We can easily transfer to the proper place in $$$O(1)$$$ time. Deducing `last[i][*]`

from `last[i-1][*]`

costs $$$O(|\alpha|)$$$ time ($$$\alpha$$$ is the alphabet), and such transition only happens $$$O(n)$$$ times, so we can fix this issue in $$$O(n |\alpha|)$$$ time.

As a newbie, what do I learn from this problem?

(1) First, carefully thinks about why the naive algorithm fails. This has been carefully analyzed in the Part $$$1$$$.

(2) Second, sometimes adding one dimension is really helpful.

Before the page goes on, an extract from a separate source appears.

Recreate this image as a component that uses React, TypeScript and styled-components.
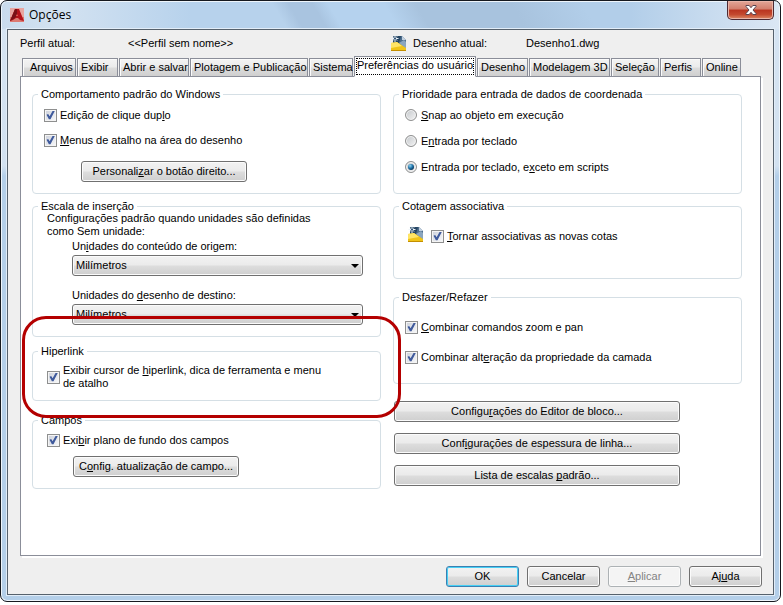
import React, { useId, useState } from "react";
import styled, { createGlobalStyle, css } from "styled-components";

const GlobalStyle = createGlobalStyle`
  *, *::before, *::after { box-sizing: border-box; }
  body {
    margin: 0;
    padding: 0 2px 3px 0;
    background: #fff;
    color: #000;
    font: 11px/13px "Liberation Sans", Arial, sans-serif;
  }
  button, input, select { font: inherit; color: inherit; margin: 0; }
  u { text-decoration: underline; text-underline-offset: 1px; text-decoration-thickness: 1px; text-decoration-skip-ink: none; }
`;

const Window = styled.div`
  display: flex;
  flex-direction: column;
  padding: 0 6px 6px;
  border: 1px solid #16191f;
  border-radius: 7px;
  box-shadow: inset 0 0 0 1px #eef5fb;
  background:
    linear-gradient(90deg, #c9dbed 0, #d3e2f1 60px, rgba(200, 219, 238, 0) 190px) 0 0 / 100% 28px no-repeat,
    linear-gradient(270deg, #dbe7f4 0, rgba(200, 219, 238, 0) 150px) 0 0 / 100% 28px no-repeat,
    linear-gradient(60deg, #b7d2ec 0 36%, #a9c4e0 38% 41%, #b5d2ee 43% 50%, #a8c3de 54% 66%, #b2cee9 75%) 0 0 / 100% 28px no-repeat,
    linear-gradient(180deg, #d6e4f2 0, #d2e1f0 165px, #b4cfe9 175px);
`;

const TitleBar = styled.header`
  display: flex;
  align-items: flex-start;
  height: 28px;
  padding-left: 3px;
`;

const TitleIcon = styled.svg`
  flex: none;
  width: 14px;
  height: 14px;
  margin-top: 7px;
`;

const Title = styled.h1`
  flex: 1;
  margin: 5px 0 0 5px;
  font: 12px/18px "Open Sans", "Noto Sans", sans-serif;
`;

const CloseButton = styled.button`
  display: grid;
  place-items: center;
  width: 47px;
  height: 19px;
  padding: 0;
  border: 1px solid #4c2a33;
  border-top: 0;
  border-radius: 0 0 5px 5px;
  box-shadow: inset 0 0 0 1px #e9b4a8;
  background: linear-gradient(#e2a698, #d27e6c 45%, #b93420 50%, #c4492f 75%, #dc8a66);
`;

const Client = styled.main`
  padding: 0 12px 7px;
  border: 1px solid #56616c;
  box-shadow: 0 0 0 1px #e2edf8;
  background: #efefef;
`;

const ProfileBar = styled.div`
  display: grid;
  grid-template-columns: 108px 263px 22px 113px 1fr;
  align-items: center;
  height: 26px;
`;

const TabStrip = styled.nav`
  display: flex;
  align-items: flex-end;
  height: 21px;
  margin: 0 0 -1px 2px;
`;

const Tab = styled.button<{ $width: number; $active?: boolean }>`
  flex: 0 1 ${(p) => p.$width}px;
  min-width: 0;
  height: 19px;
  padding: 0 0 0 3px;
  border: 1px solid #8b8e99;
  text-align: left;
  white-space: nowrap;
  background: linear-gradient(#f3f3f3, #ebebeb 48%, #dcdcdc 52%, #cfcfcf);
  box-shadow: inset 1px 1px #fbfbfb;
  &:first-child { padding-left: 7px; }
  & + & { margin-left: 1px; }
  ${(p) =>
    p.$active &&
    css`
      position: relative;
      height: 21px;
      padding: 0 0 3px;
      text-align: center;
      border-bottom-color: #fff;
      background: #fff;
      outline: 1px dotted #000;
      outline-offset: -3px;
    `}
`;

const Panel = styled.section`
  display: grid;
  grid-template-columns: 1fr 1fr;
  gap: 12px;
  padding: 11px 18px 66px 11px;
  border: 1px solid #8b8e99;
  box-shadow: 2px 2px #fff;
  background: #fff;
`;

const Column = styled.div`
  display: flex;
  flex-direction: column;
  min-width: 0;
`;

const Group = styled.fieldset<{ $bottom: number; $after: number }>`
  position: relative;
  min-width: 0;
  margin: 0 0 ${(p) => p.$after}px;
  padding: 0 0 ${(p) => p.$bottom}px;
  border: 1px solid #d5dfe5;
  border-radius: 4px;
`;

const Legend = styled.legend`
  height: 12px;
  margin-left: 5px;
  padding: 0 3px;
  line-height: 13px;
`;

const Stack = styled.div<{ $gap: number; $top: number; $left: number }>`
  display: flex;
  flex-direction: column;
  align-items: flex-start;
  gap: ${(p) => p.$gap}px;
  padding: ${(p) => p.$top}px 0 0 ${(p) => p.$left}px;
`;

const OptionRow = styled.label`
  display: flex;
  align-items: center;
  gap: 3px;
  min-height: 14px;
`;

const IconRow = styled.div`
  display: flex;
  align-items: flex-end;
  gap: 7px;
`;

const CheckInput = styled.input`
  flex: none;
  display: grid;
  place-items: center;
  width: 13px;
  height: 13px;
  appearance: none;
  border: 1px solid #8e8f8f;
  background: linear-gradient(135deg, #cfd3dc, #f5f6f8) content-box, #f4f4f4;
  padding: 1px;
  &:checked::after {
    content: "";
    width: 9px;
    height: 9px;
    background: #3f5a9c;
    clip-path: polygon(6% 46%, 24% 38%, 40% 64%, 76% 0, 100% 0, 50% 98%, 32% 98%);
  }
`;

const RadioInput = styled.input`
  flex: none;
  display: grid;
  place-items: center;
  width: 12px;
  height: 12px;
  margin-right: 1px;
  appearance: none;
  border: 1px solid #8e8f8f;
  border-radius: 50%;
  box-shadow: inset 0 0 0 1px #f4f4f4;
  background: linear-gradient(135deg, #c3c7cb, #f4f4f4);
  &:checked::after {
    content: "";
    width: 6px;
    height: 6px;
    border-radius: 50%;
    background: radial-gradient(circle at 35% 30%, #8fd4f2, #1c6ea4 45%, #0a2f50 80%);
  }
`;

const PushButton = styled.button<{ $width: number; $primary?: boolean }>`
  width: ${(p) => p.$width}px;
  max-width: 100%;
  height: 21px;
  padding: 0;
  border: 1px solid #707070;
  border-radius: 3px;
  box-shadow: inset 0 0 0 1px #fbfbfb;
  background: linear-gradient(#f2f2f2, #ebebeb 48%, #dddddd 52%, #cfcfcf);
  ${(p) =>
    p.$primary &&
    css`
      border-color: #3c7fb1;
      box-shadow: inset 0 0 0 1px #46d0f5;
    `}
  &:disabled {
    border-color: #adb2b5;
    background: #f4f4f4;
    color: #838383;
  }
`;

const Hint = styled.p`
  margin: 0;
  padding-left: 14px;
`;

const Field = styled.div`
  display: flex;
  flex-direction: column;
  gap: 2px;
  padding: 2px 17px 0 39px;
  & + & { padding-top: 13px; }
`;

const SelectFrame = styled.div`
  position: relative;
  display: flex;
`;

const Select = styled.select`
  flex: 1;
  height: 21px;
  padding: 0 20px 0 3px;
  appearance: none;
  border: 1px solid #707070;
  border-radius: 3px;
  box-shadow: inset 0 0 0 1px #fbfbfb;
  background: linear-gradient(#f2f2f2, #ebebeb 48%, #dddddd 52%, #cfcfcf);
`;

const SelectArrow = styled.svg`
  position: absolute;
  top: 9px;
  right: 4px;
  width: 8px;
  height: 4px;
  pointer-events: none;
`;

const Highlight = styled.div`
  position: absolute;
  z-index: 1;
  inset: -41px -21px -18px -11px;
  border: 3px solid #b40000;
  border-radius: 24px;
  pointer-events: none;
`;

const Footer = styled.footer`
  display: flex;
  justify-content: flex-end;
  gap: 8px;
  padding-top: 10px;
  margin-right: -1px;
`;

function DrawingIcon() {
  return (
    <svg width="16" height="17" viewBox="0 0 16 17" aria-hidden="true">
      <path d="M2 1h9l4 4v10H2z" fill="#4d6d8c" />
      <path d="M2 1h8l-2 7H2z" fill="#254563" />
      <path d="M11 1l4 4h-4z" fill="#c3d1df" />
      <path d="M8 8l5-3 2 2v7z" fill="#8aa5be" />
      <path d="M0 8l6-1 9 6v3H0z" fill="#f0c419" />
      <path d="M0 8l6-1 5 4-11 2z" fill="#ffe566" />
      <path d="M0 15h15v1H0z" fill="#c48f00" />
      <path d="M4 0v7M.5 3.500h7M2 1.500l4 4M6 1.500l-4 4" stroke="#eef5fb" strokeWidth="1" />
      <circle cx="4" cy="3.500" r="1" fill="#20456b" />
    </svg>
  );
}

interface OptionProps {
  children: React.ReactNode;
}

function CheckOption({ children }: OptionProps) {
  const id = useId();
  return (
    <OptionRow htmlFor={id}>
      <CheckInput id={id} type="checkbox" defaultChecked />
      <span>{children}</span>
    </OptionRow>
  );
}

function RadioOption({ children, selected }: OptionProps & { selected?: boolean }) {
  const id = useId();
  return (
    <OptionRow htmlFor={id}>
      <RadioInput id={id} type="radio" name="prioridade" defaultChecked={selected} />
      <span>{children}</span>
    </OptionRow>
  );
}

function UnitField({ children }: OptionProps) {
  const id = useId();
  return (
    <Field>
      <label htmlFor={id}>{children}</label>
      <SelectFrame>
        <Select id={id} defaultValue="mm">
          <option value="mm">Milímetros</option>
        </Select>
        <SelectArrow viewBox="0 0 8 4" aria-hidden="true">
          <path d="M0 0h8L4 4z" />
        </SelectArrow>
      </SelectFrame>
    </Field>
  );
}

const tabs = [
  { label: "Arquivos", width: 54 },
  { label: "Exibir", width: 41 },
  { label: "Abrir e salvar", width: 70 },
  { label: "Plotagem e Publicação", width: 118 },
  { label: "Sistema", width: 44 },
  { label: "Preferências do usuário", width: 122 },
  { label: "Desenho", width: 51 },
  { label: "Modelagem 3D", width: 81 },
  { label: "Seleção", width: 48 },
  { label: "Perfis", width: 41 },
  { label: "Online", width: 39 },
];

export default function App() {
  const [active, setActive] = useState("Preferências do usuário");
  return (
    <>
      <GlobalStyle />
      <Window>
        <TitleBar>
          <TitleIcon viewBox="0 0 14 14" aria-hidden="true">
            <path d="M0 0h14v14H0z" fill="#e9a5a0" />
            <path d="M0 9h14v5H0z" fill="#dc7a72" />
            <path d="M5 1h4l5 12-4-1-2-2H6l-3 2-3 1z" fill="#b3121a" />
            <path d="M5 1h2v6l-2 3-5 3z" fill="#7a1016" />
            <path d="M7 6l1 2H6z" fill="#e8655c" />
          </TitleIcon>
          <Title>Opções</Title>
          <CloseButton aria-label="Fechar">
            <svg width="12" height="10" viewBox="0 0 12 10" aria-hidden="true">
              <path d="M1 .5h3.200L6 2.700 7.800.5H11v1L8 5l3 3.500v1H7.800L6 7.300 4.200 9.500H1v-1L4 5 1 1.500z" fill="#fff" stroke="#5a4450" />
            </svg>
          </CloseButton>
        </TitleBar>
        <Client>
          <ProfileBar>
            <span>Perfil atual:</span>
            <span>&lt;&lt;Perfil sem nome&gt;&gt;</span>
            <DrawingIcon />
            <span>Desenho atual:</span>
            <span>Desenho1.dwg</span>
          </ProfileBar>
          <TabStrip role="tablist">
            {tabs.map((t) => (
              <Tab
                key={t.label}
                role="tab"
                aria-selected={t.label === active}
                $width={t.width}
                $active={t.label === active}
                onClick={() => setActive(t.label)}
              >
                {t.label}
              </Tab>
            ))}
          </TabStrip>
          <Panel>
            <Column>
              <Group $bottom={11} $after={6}>
                <Legend>Comportamento padrão do Windows</Legend>
                <Stack $top={8} $left={11} $gap={11}>
                  <CheckOption>Edição de clique dup<u>l</u>o</CheckOption>
                  <CheckOption><u>M</u>enus de atalho na área do desenho</CheckOption>
                </Stack>
                <Stack $top={14} $left={48} $gap={0}>
                  <PushButton $width={166}>Personali<u>z</u>ar o botão direito...</PushButton>
                </Stack>
              </Group>
              <Group $bottom={11} $after={8}>
                <Legend>Escala de inserção</Legend>
                <Hint>
                  Configurações padrão quando unidades são definidas
                  <br />
                  como Sem unidade:
                </Hint>
                <UnitField>Un<u>i</u>dades do conteúdo de origem:</UnitField>
                <UnitField>Unidades do <u>d</u>esenho de destino:</UnitField>
              </Group>
              <Group $bottom={10} $after={13}>
                <Legend>Hiperlink</Legend>
                <Stack $top={7} $left={14} $gap={0}>
                  <CheckOption>
                    Exibir cursor de <u>h</u>iperlink, dica de ferramenta e menu
                    <br />
                    de atalho
                  </CheckOption>
                </Stack>
                <Highlight />
              </Group>
              <Group $bottom={11} $after={0}>
                <Legend>Campos</Legend>
                <Stack $top={7} $left={14} $gap={0}>
                  <CheckOption>Exi<u>b</u>ir plano de fundo dos campos</CheckOption>
                </Stack>
                <Stack $top={9} $left={40} $gap={0}>
                  <PushButton $width={166}>C<u>o</u>nfig. atualização de campo...</PushButton>
                </Stack>
              </Group>
            </Column>
            <Column>
              <Group $bottom={19} $after={6}>
                <Legend>Prioridade para entrada de dados de coordenada</Legend>
                <Stack $top={8} $left={11} $gap={12}>
                  <RadioOption><u>S</u>nap ao objeto em execução</RadioOption>
                  <RadioOption>E<u>n</u>trada por teclado</RadioOption>
                  <RadioOption selected>Entrada por teclado, e<u>x</u>ceto em scripts</RadioOption>
                </Stack>
              </Group>
              <Group $bottom={35} $after={12}>
                <Legend>Cotagem associativa</Legend>
                <Stack $top={14} $left={14} $gap={0}>
                  <IconRow>
                    <DrawingIcon />
                    <CheckOption><u>T</u>ornar associativas as novas cotas</CheckOption>
                  </IconRow>
                </Stack>
              </Group>
              <Group $bottom={19} $after={17}>
                <Legend>Desfazer/Refazer</Legend>
                <Stack $top={17} $left={11} $gap={16}>
                  <CheckOption><u>C</u>ombinar comandos zoom e pan</CheckOption>
                  <CheckOption>Combinar alt<u>e</u>ração da propriedade da camada</CheckOption>
                </Stack>
              </Group>
              <Stack $top={0} $left={1} $gap={11}>
                <PushButton $width={286}>Configu<u>r</u>ações do Editor de bloco...</PushButton>
                <PushButton $width={286}>Conf<u>i</u>gurações de espessura de linha...</PushButton>
                <PushButton $width={286}>Lista de escalas <u>p</u>adrão...</PushButton>
              </Stack>
            </Column>
          </Panel>
          <Footer>
            <PushButton $width={73} $primary>OK</PushButton>
            <PushButton $width={73}>Cancelar</PushButton>
            <PushButton $width={73} disabled><u>A</u>plicar</PushButton>
            <PushButton $width={73}>Aj<u>u</u>da</PushButton>
          </Footer>
        </Client>
      </Window>
    </>
  );
}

(3) We should pay attention to the small constraints, they might be the breakthroughs. The "small constraints" are mostly explicit, but sometimes they are implicit and tricky. In this problem, the "lowercase Latin letters" is an implicit constraint that restricts the size of alphabet to $$$26$$$. When we work on some problems we may ignore this "implicit small constraints", which are the key factors. We may take the "lowercase Latin letters" for granted, but please note that the KMP algorithm never requires this! Here is another problem having "implicit small constraints": Diverse Substrings.

**Part 3: Why don't us generalize this idea to the original KMP algorithm?**

(1)The original $$$KMP$$$ algorithm is already linear and achieves the best theoretical complexity.

(2)The character set in the original $$$KMP$$$ algorithm is not restricted to the lower Latin letters. It can handle arbitrary character sets in linear time, not depending on the size of the character sets.